— START —

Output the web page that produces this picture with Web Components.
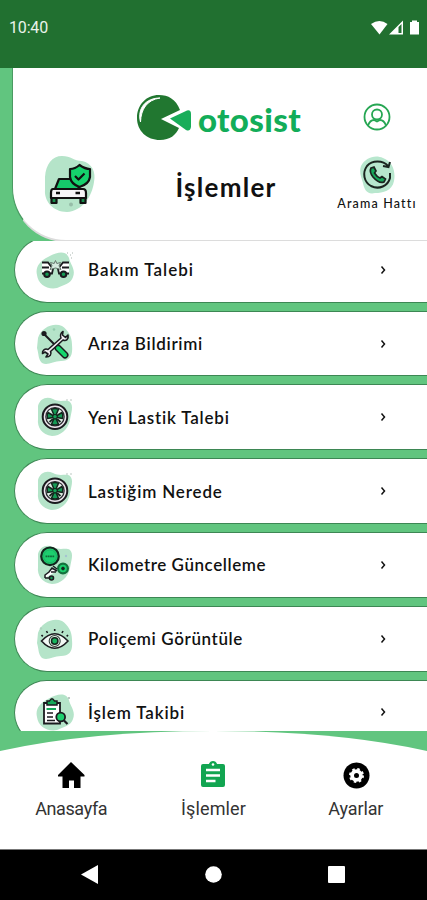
<!DOCTYPE html>
<html lang="tr">
<head>
<meta charset="utf-8">
<title>otosist</title>
<style>
  body {
    margin: 0;
    font-family: Lato, "Open Sans", sans-serif;
    color: #111;
  }
</style>
</head>
<body>
<oto-app></oto-app>

<script>
const BLOBS = {
  a: 'M3 26C1 18 6 12 14 8C23 3 32 1 35 9C36 15 42 20 39 28C37 35 29 36 23 39C13 41 4 35 3 26Z',
  b: 'M4 15C7 5 19-1 28 3C34 7 38 13 38 22C39 33 36 38 27 38C19 38 14 43 8 40C4 36 5 32 3 25Z',
  c: 'M4 10C6 2 13 0 19 3C26 7 32 3 36 6C40 10 37 17 36 24C34 34 26 40 18 40C8 39 3 31 4 23Z',
};

const WHEEL = `
  <circle cx="21" cy="20.7" r="12.3" fill="#ece6ec" stroke="#1b1b1f" stroke-width="2"/>
  <circle cx="21" cy="20.7" r="9.2" fill="#dfeee5" stroke="#2a2a30" stroke-width="1.2"/>
  <g fill="#159a55" stroke="#14251d" stroke-width="1.5" stroke-linejoin="round">
    <path d="M17.5 13.2Q21 11.8 24.5 13.2L22 19H20Z"/>
    <path d="M17.5 28.2Q21 29.6 24.5 28.2L22 22.4H20Z"/>
    <path d="M14 16.5L19 19.5V21.5L13.4 22.5Q12.600 19 14 16.500Z"/>
    <path d="M28 16.500L23 19.500V21.500L28.600 22.500Q29.400 19 28 16.500Z"/>
  </g>
  <path d="M15.500 26L19 23M26.500 26L23 23" stroke="#14251d" stroke-width="1.800"/>
  <circle cx="21" cy="20.7" r="2.2" fill="#13a558" stroke="#14251d"/>
  <path d="M32 4h2M36 4h2" stroke="#bcc9c2"/>`;

const ICONS = {
  crash: {
    blob: 'a',
    art: `
      <g fill="#fff" stroke="#1b1b1f" stroke-width="1.8">
        <path d="M8 13.500H14L19 20L18 24.500H8" />
        <path d="M35 13.500H29L24 20L25 24.500H35" />
        <path d="M8 18.500H15M35 18.500H28"/>
      </g>
      <path d="M21.5 11.500L22.800 14.500L26.500 13.500L25 16.800L27 20.500L21.500 19L16 20.500L18 16.800L16.500 13.500L20.200 14.500Z" fill="#d5eadf" stroke="#65776d"/>
      <g fill="#159a55" stroke="#1b1b1f" stroke-width="2">
        <circle cx="13" cy="25.3" r="2.8"/><circle cx="29.5" cy="25.3" r="2.8"/>
      </g>
      <path d="M33 4h1M36 6h1M38 4h1M37 9h1" stroke="#a8b5ae"/>`,
  },
  tools: {
    blob: 'b',
    art: `
      <path d="M9 10L23 24" stroke="#1b1b1f" stroke-width="2"/>
      <circle cx="10" cy="10.500" r="2.600" fill="#1b1b1f"/>
      <path d="M24 25L31 32" stroke="#1b1b1f" stroke-width="7" stroke-linecap="round"/>
      <path d="M24 25L31 32" stroke="#13d66c" stroke-width="4" stroke-linecap="round"/>
      <path d="M29 8.500C26.500 10 26 13 27 15L14 26.500C11 25 8 27.500 8.500 30.500L11 29L14 31L12 34C16 34 18 31 16.500 28.500L29 17C32 18.500 35 16 34 12L31.500 14.500L28.500 12Z" fill="#f3f0f3" stroke="#1b1b1f" stroke-width="1.600" stroke-linejoin="round"/>
      <circle cx="20" cy="6.500" r="1.300" fill="#94cdae"/>`,
  },
  wheel: { blob: 'c', art: WHEEL },
  gauge: {
    blob: 'c',
    art: `
      <circle cx="16" cy="12.300" r="8.800" fill="#1ccf6e" stroke="#14251d" stroke-width="2.200"/>
      <circle cx="16" cy="12.300" r="6.400" fill="none" stroke="#20b166"/>
      <path d="M11.500 12.300H20.500" stroke="#12683a" stroke-width="1.800" stroke-dasharray="1.800 .5"/>
      <circle cx="29" cy="24.500" r="4.900" fill="#1ccf6e" stroke="#14713d" stroke-width="2.200"/>
      <path d="M29 22.700V26.300M27.200 24.500H30.800" stroke="#14251d" stroke-width="1.800"/>
      <path d="M11 34V31L15 28L18 24L23 27M11 34H19M19 22L23 25M17 28H22" fill="#fff" stroke="#1b1b1f" stroke-width="1.500"/>
      <circle cx="17.500" cy="34" r="2" fill="#159a55" stroke="#1b1b1f" stroke-width="1.600"/>
      <circle cx="32" cy="12" r="1.200" fill="#a6c3d1"/>`,
  },
  eye: {
    blob: 'b',
    art: `
      <path d="M7.500 23Q20.700 8.500 34 23Q20.700 37.500 7.500 23Z" fill="#f2f8f4" stroke="#1b1b1f" stroke-width="1.600"/>
      <circle cx="20.700" cy="23" r="5.500" fill="#e2eee7" stroke="#34443b" stroke-width="1.100"/>
      <circle cx="20.700" cy="23" r="3.200" fill="#16b45e" stroke="#14251d" stroke-width="1.500"/>
      <path d="M20.700 11V13M12.500 13L13.500 15M29 13L28 15M7.500 17L8.800 18.400M34 17L32.700 18.400" stroke="#1b1b1f" stroke-width="1.600"/>
      <circle cx="7" cy="10.500" r="1.200" fill="#aed2be"/>`,
  },
  clipboard: {
    blob: 'a',
    art: `
      <path d="M10 12H26V32.500H10Z" fill="#fff" stroke="#1b1b1f" stroke-width="1.800"/>
      <path d="M13 10H15.500Q18 5.500 20.500 10H23V14H13Z" fill="#16a95a" stroke="#1b1b1f" stroke-width="1.500"/>
      <path d="M13 22H19M13 26H19M13 29.500H21" stroke="#1b1b1f" stroke-width="1.600"/>
      <path d="M12.500 18H22" stroke="#16a95a" stroke-width="2"/>
      <circle cx="26.700" cy="26" r="4.400" fill="#1ccf6e" stroke="#1b1b1f" stroke-width="1.800"/>
      <path d="M30 29.500L33.500 33" stroke="#1b1b1f" stroke-width="2.200"/>
      <circle cx="35" cy="7" r="1" fill="#a8b5ae"/>`,
  },
};

// Text spread to a fixed width, given in the width attribute
class FitText extends HTMLElement {
  constructor() {
    super();
    this.attachShadow({ mode: 'open' });
  }
  connectedCallback() {
    this.shadowRoot.innerHTML = `
    <style>
      :host { display: inline-block; white-space: nowrap; }
      span { display: inline-block; }
    </style>
    <span><slot></slot></span>`;
    const span = this.shadowRoot.querySelector('span');
    const count = this.textContent.length;
    const width = Number(this.getAttribute('width'));
    const spacing = (width - span.getBoundingClientRect().width) / count;
    span.style.letterSpacing = spacing + 'px';
  }
}

class StatusBar extends HTMLElement {
  constructor() {
    super();
    this.attachShadow({ mode: 'open' });
  }
  connectedCallback() {
    this.shadowRoot.innerHTML = `
    <style>
      :host {
        display: flex;
        justify-content: space-between;
        align-items: center;
        height: 68px;
        box-sizing: border-box;
        padding: 0 6px 13px 9px;
        background: #217030;
        color: #e9f3ea;
        font: 16px Roboto, sans-serif;
      }
    </style>
    <fit-text width="39">10:40</fit-text>
    <svg width="50" height="16" viewBox="0 0 50 16" fill="#fff">
      <path d="M0 4Q8.500-2 16.500 4L8.500 14.500Z"/>
      <path fill-rule="evenodd" d="M18 14.500L32 .5V14.500ZM27.500 7L30.500 4V13H27.500Z"/>
      <path d="M39 2H41V.5H46V2H48V14.500H39Z"/>
    </svg>`;
  }
}

class AppHeader extends HTMLElement {
  constructor() {
    super();
    this.attachShadow({ mode: 'open' });
  }
  connectedCallback() {
    this.shadowRoot.innerHTML = `
    <style>
      :host {
        display: grid;
        grid-template-columns: 112px 1fr 100px;
        grid-template-rows: 50px 58px;
        row-gap: 10px;
        height: 174px;
        box-sizing: border-box;
        margin-left: 12px;
        padding-top: 27px;
        background: #fff;
        border-left: 1px solid #4a9a62;
        border-bottom: 2px solid #dcdcdc;
        border-radius: 0 0 0 54px;
      }
      svg { display: block; }
      .logo {
        grid-column: 2;
        display: flex;
        align-items: flex-start;
        gap: 6px;
        padding-left: 12px;
        color: #12ad59;
        font-size: 33px;
        font-weight: 900;
        line-height: 45px;
      }
      .logo fit-text { margin-top: 2px; }
      .user { justify-self: center; padding-top: 8px; }
      .car { justify-self: center; padding-left: 1px; }
      .title {
        text-align: center;
        font-size: 26px;
        font-weight: 700;
        line-height: 65px;
      }
      .call {
        display: flex;
        flex-direction: column;
        align-items: center;
        font-size: 12.5px;
        font-weight: 500;
        line-height: 18px;
      }
    </style>
    <div class="logo">
      <svg width="55" height="46" viewBox="0 0 55 46">
        <path d="M43 15C39 4 31 0 22 0C9 0 0 10 0 23C0 36 10 45 23 45C33 45 39 40 42 33L24 24Z" fill="#217730"/>
        <path d="M3.500 27C0 13 9 3 23 3C10 5 4 14 3.500 27Z" fill="#fff" stroke="#fff"/>
        <path d="M33 23.500L50 15.500Q54 14.500 54 19V32Q53 37 49 35Z" fill="#18ad59"/>
      </svg>
      <fit-text width="103">otosist</fit-text>
    </div>
    <div class="user">
      <svg width="28" height="28" viewBox="0 0 28 28" fill="none" stroke="#26a653" stroke-width="1.8">
        <circle cx="14" cy="14" r="12.500"/>
        <circle cx="14" cy="11.500" r="5"/>
        <path d="M5 22.500Q7 17 11 17L14 18.500L17 17Q21 17 23 22.500"/>
      </svg>
    </div>
    <div class="car">
      <svg width="52" height="58" viewBox="0 0 52 58">
        <path d="M1 22C2 9 8 1 18 1C27 1 30 6 38 6C48 8 52 17 50 27C48 41 39 56 23 57C9 57 0 46 1 35Z" fill="#b5e4c9"/>
        <g stroke="#111" stroke-width="2.200" stroke-linejoin="round">
          <path d="M11 34L15 24H29L36 34Z" fill="#15c96a"/>
          <path d="M9 34H39Q42 34 42 38V43H7V38Q7 34 9 34Z" fill="#f7f5f7"/>
          <path d="M7.500 43H12.500V48H7.500ZM36.500 43H41.500V48H36.500Z" fill="#178b4b"/>
          <path d="M35.500 10Q41 14 46 14V22Q45 29 35.500 32Q27 29 26 22V14Q31 14 35.500 10Z" fill="#15d26c"/>
          <path d="M31 21L34.500 24.500L40.500 18.500" fill="none"/>
          <path d="M12 38H16M31.500 38H36" stroke-width="2.600"/>
        </g>
        <circle cx="27" cy="49.500" r="2" fill="#96bda8"/>
      </svg>
    </div>
    <div class="title"><fit-text width="101">İşlemler</fit-text></div>
    <div class="call">
      <svg width="40" height="40" viewBox="0 0 40 40">
        <path d="M4 11C8 3 18-1 26 3C35 6 39 16 37 26C35 36 26 38 18 38C10 40 7 34 6 28C4 22 2 17 4 11Z" fill="#b8e7ce"/>
        <path d="M31 11C26 5 15 5 10 11C5 18 7 27 14 31C22 35 31 31 33 23V18M33 7L31.500 12L26 11" fill="none" stroke="#1b2520" stroke-width="2"/>
        <path d="M14 13L17 12L19 16L17.500 18Q20 22 23 23L25 21.500L28.500 24L27 27Q22 29 16 22Q12 17 14 13Z" fill="#16a95a" stroke="#1b2520" stroke-width="1.700"/>
      </svg>
      <fit-text width="79">Arama Hattı</fit-text>
    </div>`;
  }
}

class MenuRow extends HTMLElement {
  constructor() {
    super();
    this.attachShadow({ mode: 'open' });
  }
  connectedCallback() {
    const icon = ICONS[this.getAttribute('icon')];
    this.shadowRoot.innerHTML = `
    <style>
      :host {
        display: flex;
        align-items: center;
        flex: none;
        height: 65.8px;
        box-sizing: border-box;
        margin-left: 14px;
        padding: 0 40px 0 19px;
        background: #fff;
        border: 1px solid #3d8754;
        border-right: 0;
        border-radius: 33px 0 0 33px;
        font-size: 17px;
        font-weight: 600;
      }
      .label { flex: 1; padding-left: 12px; }
    </style>
    <svg width="42" height="42" viewBox="0 0 42 42" fill="none">
      <path d="${BLOBS[icon.blob]}" fill="#b5e4c9"/>
      ${icon.art}
    </svg>
    <div class="label"><slot></slot></div>
    <svg width="8" height="10" viewBox="0 0 8 10" fill="none" stroke="#111" stroke-width="1.500">
      <path d="M2.500 1.500L5.500 5L2.500 8.500"/>
    </svg>`;
  }
}

class NavItem extends HTMLElement {
  constructor() {
    super();
    this.attachShadow({ mode: 'open' });
  }
  connectedCallback() {
    this.shadowRoot.innerHTML = `
    <style>
      :host {
        display: flex;
        flex-direction: column;
        align-items: center;
        gap: 8px;
        font: 18px/24px Roboto, sans-serif;
        color: #333;
      }
    </style>
    <slot name="icon"></slot>
    <slot></slot>`;
  }
}

class TabBar extends HTMLElement {
  constructor() {
    super();
    this.attachShadow({ mode: 'open' });
  }
  connectedCallback() {
    this.shadowRoot.innerHTML = `
    <style>
      :host {
        display: grid;
        grid-template-columns: repeat(3, 1fr);
        height: 118px;
        box-sizing: border-box;
        padding-top: 30px;
        background: #fff;
        clip-path: path('M0 20Q90 0 213.5 0Q337 0 427 20V118H0Z');
      }
      svg { display: block; }
    </style>
    <nav-item>
      <svg slot="icon" width="28" height="28" viewBox="0 0 28 28">
        <path d="M14 1L27.500 14V15.500H23.500V27H17V19.500H12V27H5.500V15.500H1V14Z"/>
      </svg>
      <fit-text width="72">Anasayfa</fit-text>
    </nav-item>
    <nav-item>
      <svg slot="icon" width="28" height="28" viewBox="0 0 28 28">
        <path d="M4 3H10Q11 0 14 0Q17 0 18 3H24Q26 3 26 5V24Q26 26 24 26H4Q2 26 2 24V5Q2 3 4 3Z" fill="#12a551"/>
        <circle cx="14" cy="3.500" r="1.300" fill="#fff"/>
        <path d="M7 9H21M7 14.500H21M7 20H16.500" stroke="#fff" stroke-width="2.500"/>
      </svg>
      <fit-text width="65">İşlemler</fit-text>
    </nav-item>
    <nav-item>
      <svg slot="icon" width="28" height="28" viewBox="0 0 28 28">
        <circle cx="14.500" cy="14.500" r="13"/>
        <circle cx="14.500" cy="14.500" r="6.200" fill="#fff" stroke="#fff" stroke-width="2.600" stroke-dasharray="2.400 2.470"/>
        <circle cx="14.500" cy="14.500" r="2.500"/>
      </svg>
      <fit-text width="55">Ayarlar</fit-text>
    </nav-item>`;
  }
}

class SystemBar extends HTMLElement {
  constructor() {
    super();
    this.attachShadow({ mode: 'open' });
  }
  connectedCallback() {
    this.shadowRoot.innerHTML = `
    <style>
      :host {
        display: flex;
        justify-content: space-between;
        align-items: center;
        height: 51px;
        box-sizing: border-box;
        padding: 0 81px 2px 80px;
        background: #000;
        border-top: 1px solid #777;
      }
    </style>
    <svg width="20" height="20" fill="#fff"><path d="M1 10.500L18 1V20Z"/></svg>
    <svg width="20" height="20" fill="#fff"><circle cx="10.500" cy="10.500" r="8.300"/></svg>
    <svg width="20" height="20" fill="#fff"><rect x="2" y="2" width="17" height="17" rx="1"/></svg>`;
  }
}

class OtoApp extends HTMLElement {
  constructor() {
    super();
    this.attachShadow({ mode: 'open' });
  }
  connectedCallback() {
    this.shadowRoot.innerHTML = `
    <style>
      :host {
        display: flex;
        flex-direction: column;
        width: 427px;
        height: 900px;
        background: #61c57f;
        overflow: hidden;
      }
      .list {
        flex: 1;
        min-height: 0;
        display: flex;
        flex-direction: column;
        justify-content: flex-end;
        gap: 8px;
        overflow: hidden;
        margin-top: -1px;
      }
      /* the list is scrolled, its last row runs under the tab bar */
      menu-row:last-child { margin-bottom: -14.400px; }
    </style>
    <status-bar></status-bar>
    <app-header></app-header>
    <div class="list">
      <menu-row icon="crash"><fit-text width="106">Bakım Talebi</fit-text></menu-row>
      <menu-row icon="tools"><fit-text width="115">Arıza Bildirimi</fit-text></menu-row>
      <menu-row icon="wheel"><fit-text width="142">Yeni Lastik Talebi</fit-text></menu-row>
      <menu-row icon="wheel"><fit-text width="135">Lastiğim Nerede</fit-text></menu-row>
      <menu-row icon="gauge"><fit-text width="178">Kilometre Güncelleme</fit-text></menu-row>
      <menu-row icon="eye"><fit-text width="155">Poliçemi Görüntüle</fit-text></menu-row>
      <menu-row icon="clipboard"><fit-text width="97">İşlem Takibi</fit-text></menu-row>
    </div>
    <tab-bar></tab-bar>
    <system-bar></system-bar>`;
  }
}

customElements.define('fit-text', FitText);
customElements.define('status-bar', StatusBar);
customElements.define('app-header', AppHeader);
customElements.define('menu-row', MenuRow);
customElements.define('nav-item', NavItem);
customElements.define('tab-bar', TabBar);
customElements.define('system-bar', SystemBar);
customElements.define('oto-app', OtoApp);
</script>
</body>
</html>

— END —

TASK OBJECTIVE:
Exactly as written, please give again the lines from the beginning of the listing through the line containing "<oto-app></oto-app>", inclusive, without any pictures.

EXERCISE RESPONSE:
Output the web page that produces this picture with Web Components.
<!DOCTYPE html>
<html lang="tr">
<head>
<meta charset="utf-8">
<title>otosist</title>
<style>
  body {
    margin: 0;
    font-family: Lato, "Open Sans", sans-serif;
    color: #111;
  }
</style>
</head>
<body>
<oto-app></oto-app>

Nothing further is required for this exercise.